There are incredible opportunities in International Investing.

  1. There are 16,000 public companies based in the United States.
  2. There are 49,000 public companies listed outside of the United States.  
  3. The American economy is the largest, most diverse on earth.  
  4. The American legal and regulatory regimes offer the most protection for minority shareholders.  
  5. Also, the U.S. market is less prone to wild swings than most foreign markets.
  6. The refusal to consider international companies makes about as much sense today as investing only in companies with two syllables in their names. 
  7. There are incredible opportunities in international investing.
  8. Many overseas markets, including the growing monsters of China and India, have improved their regulatory oversight by leaps and bounds.
  9. There are also markets with all the legal framework that are out dated, to be sure too.  Those tend to be obvious and better avoided.
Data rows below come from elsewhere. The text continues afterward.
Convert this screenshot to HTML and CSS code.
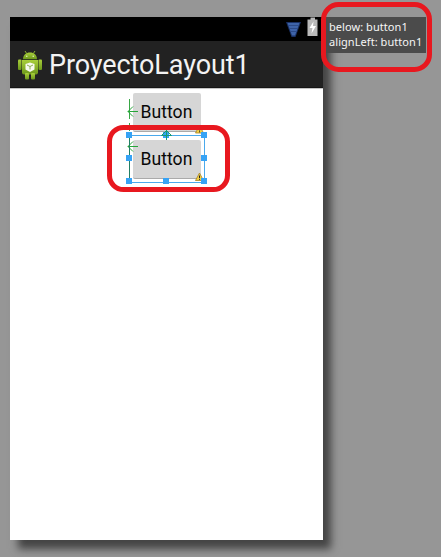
FILE: index.html
```html
<!DOCTYPE html>
<html lang="es">
<head>
<meta charset="utf-8">
<title>ProyectoLayout1</title>
<link rel="stylesheet" href="styles.css">
</head>
<body>
<main class="device">
  <div class="status">
    <svg width="36" height="24" viewBox="0 0 36 24">
      <path d="M0 5h15L9.500 20h-4z" fill="#193064"/>
      <path d="M1.500 6h12L9 18.500H6z" fill="#3e63a8"/>
      <path d="M2 8.500h11M3 11.500h9M4 14.500h7" stroke="#2c4a88"/>
      <path d="M21.500 2.500h3V.500h4.500v2h2.500V19h-10z" fill="#b9b9b9"/>
      <path d="M27.500 4.500l-4 6.500h3l-1 5.500 4.500-7.500h-3z" fill="#fff"/>
    </svg>
  </div>
  <header class="bar">
    <svg class="robot" width="26" height="30" viewBox="0 0 26 30">
      <defs><linearGradient id="g" x2="0" y2="1"><stop stop-color="#a9cf3b"/><stop offset="1" stop-color="#6c971b"/></linearGradient></defs>
      <g fill="url(#g)">
        <path d="M6 9.300C6 5 9 2.500 13 2.500S20 5 20 9.300z"/>
        <path d="M5 10h16v12.500q0 2-2 2H7q-2 0-2-2z"/>
        <rect x="1" y="9.500" width="3.500" height="10.500" rx="1"/>
        <rect x="21.500" y="9.500" width="3.500" height="10.500" rx="1"/>
        <rect x="8" y="23" width="4" height="6.500" rx="1"/>
        <rect x="14" y="23" width="4" height="6.500" rx="1"/>
      </g>
      <path d="M8 1l2 3M18 1l-2 3" stroke="#8db32d"/>
      <circle cx="9.800" cy="6.300" r=".7" fill="#eef5d5"/><circle cx="16.200" cy="6.300" r=".7" fill="#eef5d5"/>
      <path d="M13 12.500l4.500 1.500v5.500L13 22l-4.500-2.500V14z" fill="#f8faef"/>
      <path d="M10 15l3 1.500 3-1.500M13 16.500v3" stroke="#82a646" stroke-width=".9" fill="none"/>
    </svg>
    <h1>ProyectoLayout1</h1>
  </header>
  <div class="canvas">
    <div class="button">Button</div>
    <div class="button">Button</div>
  </div>
</main>
<aside class="tip">below: button1<br>alignLeft: button1</aside>
<svg class="overlay" width="441" height="557" viewBox="0 0 441 557">
  <defs>
    <g id="warn"><path d="M4.500.500L8.500 8h-8z" fill="#f2cf45" stroke="#a58226" stroke-width=".8"/><path d="M4.500 3v2.500M4.500 6.300v1" stroke="#222"/></g>
  </defs>
  <use href="#warn" x="195" y="125"/>
  <use href="#warn" x="195" y="172.500"/>
  <path d="M129.500 99v20M129.500 123v8" stroke="#38a745"/>
  <g stroke="#26a639" fill="none">
    <path d="M128 111.500h10M133 106.500l-5 5 5 5M128 146.500h10M133 141.500l-5 5 5 5"/>
  </g>
  <path d="M129.500 135.500h75v47h-75z" fill="none" stroke="#4aa9ec"/>
  <path d="M129.500 136v45" stroke="#218065"/>
  <g fill="#36a3f5">
    <path d="M126 132h6v6h-6zM163 132h6v6h-6zM201 132h6v6h-6zM126 155h6v6h-6zM201 155h6v6h-6zM126 178h6v6h-6zM163 178h6v6h-6zM201 178h6v6h-6z"/>
  </g>
  <path d="M166.500 130v10M161.500 135.500l5-5 5 5z" stroke="#159b72" fill="none"/>
  <g fill="none" stroke="#e8181f" stroke-width="5">
    <rect x="109.500" y="127.500" width="118" height="62" rx="14"/>
    <rect x="323.500" y="4.500" width="106" height="65" rx="15"/>
  </g>
</svg>
</body>
</html>
```
FILE: styles.css
```css
body {
  margin: 0;
  width: 441px;
  height: 557px;
  box-sizing: border-box;
  padding: 17px 0 0 10px;
  overflow: hidden;
  background: #969696;
  font-family: Roboto, sans-serif;
}
.device {
  width: 313px;
  height: 523px;
  background: #fff;
  box-shadow: 8px 9px 8px #444;
}
.status {
  height: 24px;
  background: #000;
  display: flex;
  justify-content: flex-end;
  box-sizing: border-box;
  padding-right: 1px;
}
.bar {
  height: 47px;
  box-sizing: border-box;
  background: #222;
  border-bottom: 1px solid #161616;
  box-shadow: 0 1px 0 #c5c5c5;
  display: flex;
  align-items: center;
  padding-left: 7px;
}
.robot { margin-top: 2px; }
h1 {
  margin: 2px 0 0 6px;
  color: #f3f3f3;
  font-size: 27px;
  line-height: 46px;
  font-weight: 400;
  letter-spacing: -.1px;
}
.canvas {
  display: flex;
  flex-direction: column;
  gap: 8px;
  padding: 5px 0 0 122.5px;
}
.button {
  width: 68px;
  height: 39px;
  box-sizing: border-box;
  border-bottom: 1px solid #aaa;
  border-radius: 2px;
  background: #d6d6d6;
  color: #080808;
  font-size: 17.6px;
  line-height: 38px;
  text-align: center;
}
.tip {
  position: absolute;
  left: 326px;
  top: 17px;
  width: 100px;
  height: 36px;
  box-sizing: border-box;
  padding: 2px 0 0 3px;
  background: #4b4b4b;
  color: #f6f6f6;
  font: 11px/15px "Noto Sans", sans-serif;
  letter-spacing: .06px;
  white-space: nowrap;
}
.overlay {
  position: absolute;
  left: 0;
  top: 0;
}
```
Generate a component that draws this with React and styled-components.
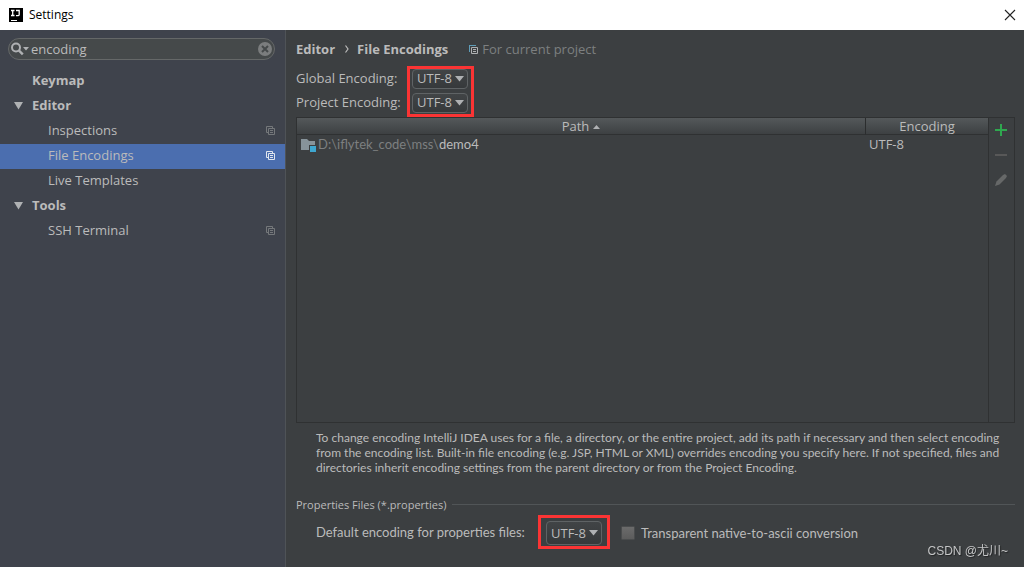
import React from 'react'
import styled, { createGlobalStyle, css } from 'styled-components'

const GlobalStyle = createGlobalStyle`
  * {
    box-sizing: border-box;
  }
  body {
    margin: 0;
    background: #3c3f41;
    color: #bbbbbb;
    font-family: 'Open Sans', 'Noto Sans', 'Noto Sans CJK SC', sans-serif;
    font-size: 13px;
  }
  button, input, select {
    font: inherit;
    color: inherit;
  }
`

const narrowFont = "Lato, 'Open Sans', sans-serif"

const Window = styled.div`
  display: flex;
  flex-direction: column;
  min-height: 100vh;
`

const TitleBar = styled.header`
  display: flex;
  align-items: center;
  height: 30px;
  padding: 0 8px;
  gap: 6px;
  background: #ffffff;
  color: #000000;
`

const Title = styled.h1`
  flex: 1;
  margin: 0;
  padding-bottom: 2px;
  font-size: 12px;
  font-weight: normal;
`

const IconButton = styled.button`
  display: flex;
  align-items: center;
  justify-content: center;
  padding: 0;
  border: none;
  background: none;
`

const Body = styled.div`
  display: flex;
  flex: 1;
`

const Sidebar = styled.aside`
  flex: none;
  width: 286px;
  padding-top: 8px;
  background: #3f434c;
  border-right: 1px solid #4f5357;
`

const SearchBox = styled.div`
  display: flex;
  align-items: center;
  height: 22px;
  margin: 0 10px 9px 8px;
  padding: 0 2px;
  border: 1px solid #656868;
  border-radius: 11px;
  background: #45494a;
`

const SearchInput = styled.input`
  flex: 1;
  min-width: 0;
  padding: 0 2px;
  border: none;
  outline: none;
  background: none;
`

const Tree = styled.ul`
  margin: 0;
  padding: 0;
  list-style: none;
`

const TreeLink = styled.a`
  display: flex;
  align-items: center;
  justify-content: space-between;
  height: 25px;
  padding: 0 10px 4px 48px;
  color: #bbbbbb;
  text-decoration: none;
  > svg {
    margin-top: 2px;
    color: #75787b;
  }
  ${({ $group }) =>
    $group &&
    css`
      justify-content: flex-start;
      gap: 8px;
      padding-left: 13px;
      font-weight: bold;
      > svg {
        color: #afb1b3;
      }
    `}
  ${({ $plain }) => $plain && 'padding-left: 32px;'}
  ${({ $selected }) =>
    $selected &&
    css`
      background: #4b6eaf;
      > svg {
        color: #e0e6ee;
      }
    `}
`

const Main = styled.main`
  display: flex;
  flex: 1;
  flex-direction: column;
  min-width: 0;
  padding: 9px 9px 18px 10px;
`

const Breadcrumb = styled.nav`
  display: flex;
  align-items: center;
  height: 20px;
  margin-bottom: 7px;
  font-weight: bold;
  > svg {
    margin: 0 8px 0 10px;
  }
`

const Scope = styled.span`
  display: flex;
  align-items: center;
  gap: 4px;
  margin-left: 21px;
  color: #7d7f80;
  font-weight: normal;
`

const EncodingForm = styled.div`
  display: flex;
`

const Labels = styled.div`
  display: flex;
  flex-direction: column;
  width: 111px;
`

const Label = styled.label`
  line-height: 24px;
`

const Highlight = styled.div`
  display: flex;
  flex-direction: column;
  gap: 4px;
  padding: ${({ $roomy }) => ($roomy ? '3px 5px 1px' : '0 3px 1px 2px')};
  border: 3px solid #fb3434;
`

const SelectBox = styled.span`
  display: grid;
  align-items: center;
  width: 56px;
  > * {
    grid-area: 1 / 1;
  }
  > svg {
    justify-self: end;
    margin-right: 4px;
    pointer-events: none;
  }
`

const StyledSelect = styled.select`
  appearance: none;
  width: 100%;
  height: ${({ $tall }) => ($tall ? 24 : 20)}px;
  padding: ${({ $tall }) => ($tall ? '0 4px' : '0 4px 2px')};
  border: 1px solid #5f6365;
  border-radius: 4px;
  outline: none;
  background: linear-gradient(#414446, #36393b);
  line-height: 16px;
`

const TablePanel = styled.section`
  display: flex;
  flex: 1;
  border: 1px solid #2f3132;
`

const TableArea = styled.div`
  flex: 1;
`

const Table = styled.table`
  width: 100%;
  table-layout: fixed;
  border-collapse: separate;
  border-spacing: 0;
`

const HeadCell = styled.th`
  width: ${({ $width }) => $width || 'auto'};
  height: 17px;
  padding: 0;
  border-bottom: 1px solid #2f3132;
  background: linear-gradient(#54585a, #3d4042);
  font-weight: normal;
  line-height: 16px;
  & + & {
    border-left: 1px solid #2b2d2e;
  }
  svg {
    margin-left: 4px;
  }
`

const Cell = styled.td`
  height: 18px;
  padding: 0 4px;
  line-height: 18px;
`

const PathText = styled.span`
  display: flex;
  align-items: center;
  gap: 2px;
  font-family: ${narrowFont};
  > svg {
    margin-top: 2px;
  }
`

const Dim = styled.span`
  color: #7d7f80;
`

const Toolbar = styled.div`
  display: flex;
  flex-direction: column;
  width: 26px;
  border-left: 1px solid #2f3132;
`

const ToolButton = styled(IconButton)`
  height: 25px;
  padding: 0 2px 1px 0;
`

const Hint = styled.p`
  margin: 7px 0 22px 20px;
  font-family: ${narrowFont};
  font-size: 12px;
  line-height: 15px;
`

const SectionTitle = styled.h2`
  display: flex;
  align-items: center;
  gap: 6px;
  margin: 0;
  font-size: 11px;
  font-weight: normal;
  line-height: 15px;
  &::after {
    content: '';
    flex: 1;
    height: 1px;
    background: #515557;
  }
`

const PropertiesRow = styled.div`
  display: flex;
  align-items: center;
  margin-top: 3px;
  padding-left: 20px;
`

const PropertiesLabel = styled.label`
  width: 222px;
  font-family: ${narrowFont};
`

const CheckLabel = styled.label`
  display: flex;
  align-items: center;
  gap: 6px;
  margin-left: 11px;
  padding-top: 2px;
  font-family: ${narrowFont};
`

const Checkbox = styled.input`
  appearance: none;
  width: 14px;
  height: 14px;
  margin: 0;
  border: 1px solid #4a4c4d;
  border-radius: 1px;
  background: linear-gradient(#6b6b6b, #5c5c5c);
`

const Watermark = styled.small`
  position: fixed;
  right: 16px;
  bottom: 7px;
  color: #c4c5c6;
  font-family: 'Liberation Sans', 'Noto Sans CJK SC', sans-serif;
  font-size: 12px;
  line-height: 18px;
  text-shadow: 1px 1px 1px #222425;
`

const LogoIcon = () => (
  <svg width="15" height="15" viewBox="0 0 15 15">
    <path d="M1 0h14v14H1z" fill="#000" />
    <path
      d="M3 2.500h3.500M4.700 2.500v5M3 7.500h3.500M8 2.500h3.200v4q0 1.200-1.300 1.200H8"
      fill="none"
      stroke="#fff"
      strokeWidth="1.3"
    />
    <path d="M3 12h6v1H3z" fill="#fff" />
  </svg>
)

const CloseIcon = () => (
  <svg width="12" height="12" viewBox="0 0 12 12" stroke="#222" strokeWidth="1.1">
    <path d="M1 1l10 10M11 1L1 11" />
  </svg>
)

const SearchIcon = () => (
  <svg width="18" height="14" viewBox="0 0 18 14">
    <circle cx="5" cy="5.5" r="4" fill="none" stroke="#afb1b3" strokeWidth="2" />
    <path d="M7.800 8.300l4 4" stroke="#afb1b3" strokeWidth="2.4" />
    <path d="M12 5h6l-3 3.500z" fill="#afb1b3" />
  </svg>
)

const ClearIcon = () => (
  <svg width="14" height="14" viewBox="0 0 14 14">
    <circle cx="7" cy="7" r="7" fill="#7b7d7e" />
    <path d="M4 4l6 6M10 4l-6 6" stroke="#45494a" strokeWidth="2" />
  </svg>
)

const ExpandedIcon = () => (
  <svg width="11" height="9" viewBox="0 0 11 9">
    <path d="M1 1h9L5.500 8.500z" fill="currentColor" />
  </svg>
)

const CopyIcon = () => (
  <svg width="9" height="9" viewBox="0 0 9 9" fill="none" stroke="currentColor">
    <path d="M2 6.500H.500v-6h6V2M2.500 2.500h6v6h-6zM4 4.500h3M4 6.500h3" />
  </svg>
)

const ScopeIcon = () => (
  <svg width="9" height="9" viewBox="0 0 9 9">
    <path d="M0 0h7v1H1v6H0z" fill="#5f9db8" />
    <path d="M2.500 2.500h6v6h-6zM4 4.500h3M4 6.500h3" fill="none" stroke="#afb1b3" />
  </svg>
)

const ChevronIcon = () => (
  <svg width="4" height="8" viewBox="0 0 4 8">
    <path d="M.5 .5L3 4 .5 7.500" fill="none" stroke="#bbb" strokeWidth="1.2" />
  </svg>
)

const ArrowIcon = () => (
  <svg width="9" height="6" viewBox="0 0 9 6">
    <path d="M0 0h9L4.500 5.500z" fill="#afb1b3" />
  </svg>
)

const SortIcon = () => (
  <svg width="7" height="6" viewBox="0 0 7 6">
    <path d="M0 4h7L3.500 0z" fill="#afb1b3" />
  </svg>
)

const FolderIcon = () => (
  <svg width="15" height="14" viewBox="0 0 15 14">
    <path d="M0 1h6l2 2h6v9H0z" fill="#87939a" />
    <path d="M8 7h7v7H8z" fill="#3c3f41" />
    <path d="M9 8h6v6H9z" fill="#3fa7d0" />
  </svg>
)

const PlusIcon = () => (
  <svg width="12" height="12" viewBox="0 0 12 12">
    <path d="M5 0h2v5h5v2H7v5H5V7H0V5h5z" fill="#2fa84f" />
  </svg>
)

const MinusIcon = () => (
  <svg width="12" height="2" viewBox="0 0 12 2">
    <path d="M0 0h12v2H0z" fill="#585858" />
  </svg>
)

const PencilIcon = () => (
  <svg width="12" height="12" viewBox="0 0 12 12">
    <path d="M0 12l1.500-4.500L8 1l2-1 2 2-1 2-6.500 6.500z" fill="#666868" />
  </svg>
)

const EncodingSelect = ({ id, tall }) => (
  <SelectBox>
    <StyledSelect id={id} $tall={tall} defaultValue="UTF-8">
      <option>UTF-8</option>
    </StyledSelect>
    <ArrowIcon />
  </SelectBox>
)

const treeItems = [
  { name: 'Keymap', group: true, plain: true },
  { name: 'Editor', group: true },
  { name: 'Inspections', project: true },
  { name: 'File Encodings', project: true, selected: true },
  { name: 'Live Templates' },
  { name: 'Tools', group: true },
  { name: 'SSH Terminal', project: true },
]

const App = () => (
  <Window>
    <GlobalStyle />
    <TitleBar>
      <LogoIcon />
      <Title>Settings</Title>
      <IconButton type="button" aria-label="Close">
        <CloseIcon />
      </IconButton>
    </TitleBar>
    <Body>
      <Sidebar>
        <SearchBox>
          <SearchIcon />
          <SearchInput type="text" aria-label="Search settings" defaultValue="encoding" />
          <IconButton type="button" aria-label="Clear search">
            <ClearIcon />
          </IconButton>
        </SearchBox>
        <Tree>
          {treeItems.map(({ name, group, plain, project, selected }) => (
            <li key={name}>
              <TreeLink href="#" $group={group} $plain={plain} $selected={selected}>
                {group && !plain && <ExpandedIcon />}
                {name}
                {project && <CopyIcon />}
              </TreeLink>
            </li>
          ))}
        </Tree>
      </Sidebar>
      <Main>
        <Breadcrumb>
          Editor
          <ChevronIcon />
          File Encodings
          <Scope>
            <ScopeIcon />
            For current project
          </Scope>
        </Breadcrumb>
        <EncodingForm>
          <Labels>
            <Label htmlFor="global-encoding">Global Encoding:</Label>
            <Label htmlFor="project-encoding">Project Encoding:</Label>
          </Labels>
          <Highlight>
            <EncodingSelect id="global-encoding" />
            <EncodingSelect id="project-encoding" />
          </Highlight>
        </EncodingForm>
        <TablePanel>
          <TableArea>
            <Table>
              <thead>
                <tr>
                  <HeadCell>
                    Path
                    <SortIcon />
                  </HeadCell>
                  <HeadCell $width="123px">Encoding</HeadCell>
                </tr>
              </thead>
              <tbody>
                <tr>
                  <Cell>
                    <PathText>
                      <FolderIcon />
                      <span>
                        <Dim>D:\iflytek_code\mss\</Dim>demo4
                      </span>
                    </PathText>
                  </Cell>
                  <Cell>UTF-8</Cell>
                </tr>
              </tbody>
            </Table>
          </TableArea>
          <Toolbar>
            <ToolButton type="button" aria-label="Add">
              <PlusIcon />
            </ToolButton>
            <ToolButton type="button" aria-label="Remove" disabled>
              <MinusIcon />
            </ToolButton>
            <ToolButton type="button" aria-label="Edit" disabled>
              <PencilIcon />
            </ToolButton>
          </Toolbar>
        </TablePanel>
        <Hint>
          To change encoding IntelliJ IDEA uses for a file, a directory, or the entire
          project, add its path if necessary and then select encoding from the encoding
          list. Built-in file encoding (e.g. JSP, HTML or XML) overrides encoding you
          specify here. If not specified, files and directories inherit encoding settings
          from the parent directory or from the Project Encoding.
        </Hint>
        <SectionTitle>Properties Files (*.properties)</SectionTitle>
        <PropertiesRow>
          <PropertiesLabel htmlFor="properties-encoding">
            Default encoding for properties files:
          </PropertiesLabel>
          <Highlight $roomy>
            <EncodingSelect id="properties-encoding" tall />
          </Highlight>
          <CheckLabel>
            <Checkbox type="checkbox" />
            Transparent native-to-ascii conversion
          </CheckLabel>
        </PropertiesRow>
      </Main>
    </Body>
    <Watermark>CSDN @尤川~</Watermark>
  </Window>
)

export default App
  10. Besides, the increasing globalization of markets, and the explosion in individual company cross-listings and exchange-traded funds (ETFs), have made buying foreign shares easier than ever before.
  11. In fact, international investing can be as easy as picking a foreign country and buying an index fund based on the performance of its market.  Indonesia?  Check.  Brazil? Check.  Japanese small caps? Check.  European bonds?  You get the idea.
  12. To buy foreign equities, you have to understand some additional considerations and challenges.
  13. In the six months after October 2007, the Shanghai Composite Index lost nearly 50% of its value, wiping away $2 trillion in wealth for investors.
  14. This wasn't suppose to happen - the ascendancy of China is considered inevitable.  
  15. Only investors extremely familiar with the Chinese economy had a hope of knowing the right answer. 
  16. Point being, an investing thesis constructed on a skin-deep understanding of a country is likely to end with a suboptimal outcome.  And we try to avoid suboptimal outcomes.
  17. Investing overseas is not just a means of diversification.
  18. The one and only purpose to invest in companies overseas is far less complicated:  the opportunities beyond our borders are too good to pass up.
  19. You want your long-term savings tied to the best companies with the best prospects.  
  20. You would miss out on many great stocks by imposing an arbitrary geographical limitation on your investments.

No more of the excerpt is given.